Nem todas as mulheres conseguem deixar essas vivências no passado. Ela ainda é a realidade de milhares de jovens, adultas e idosas que voltaram atrás após a ocorrência ou sequer denunciaram seus companheiros. “Tem muito a ver com a questão familiar. Também, a dependência econômica, acho que é o principal fator”, avalia Caroline Ritt, professora da Universidade de Santa Cruz do Sul (Unisc) e coordenadora de um projeto que leva estudantes a realizar um primeiro atendimento a vítimas de violência doméstica nas delegacias.

Além da dependência em suas diversas formas, o agressor ainda utiliza de inverdades para que a mulher tenha medo e não realize a denúncia como, por exemplo, a perda de seus objetos pessoais e da guarda dos filhos. O papel das estudantes, assim como de outros órgãos na cidade, é de informar as mulheres a respeito de seus direitos e trâmites do processo, caso escolham realizar a denúncia. 

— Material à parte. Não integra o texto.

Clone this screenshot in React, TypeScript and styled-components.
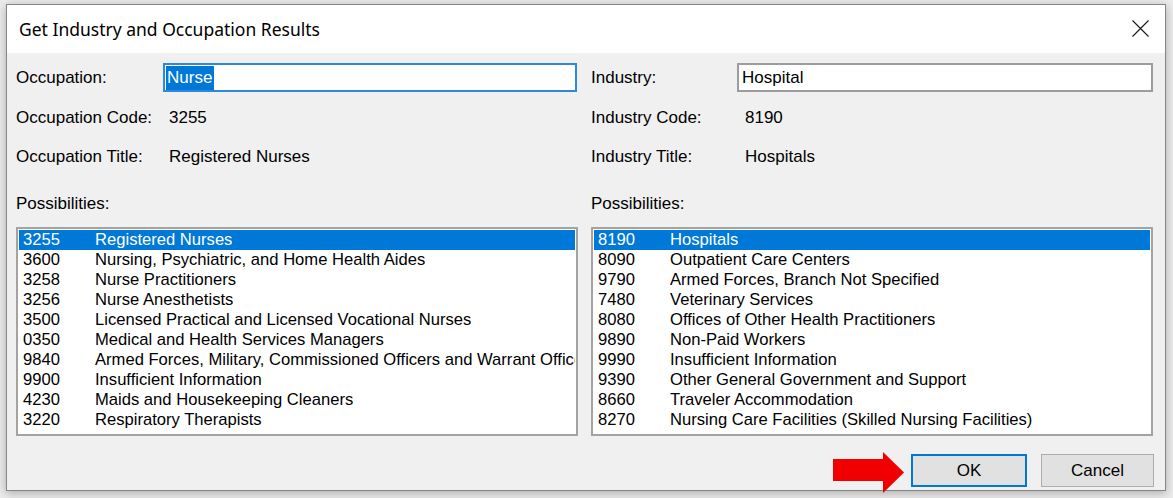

São situações que mostram a importância de incentivos jurídicos, como a Lei Maria da Penha, que disseminam cada vez mais o assunto e oportunizam que mais mulheres tomem coragem de sair de uma relação tóxica. “Com o tempo, com a cultura e o conhecimento as mulheres, hoje, apesar de muitas desistirem, têm mais coragem de contar”, relata a professora de Direito, destacando também a resistência com essas vítimas por parte da sociedade.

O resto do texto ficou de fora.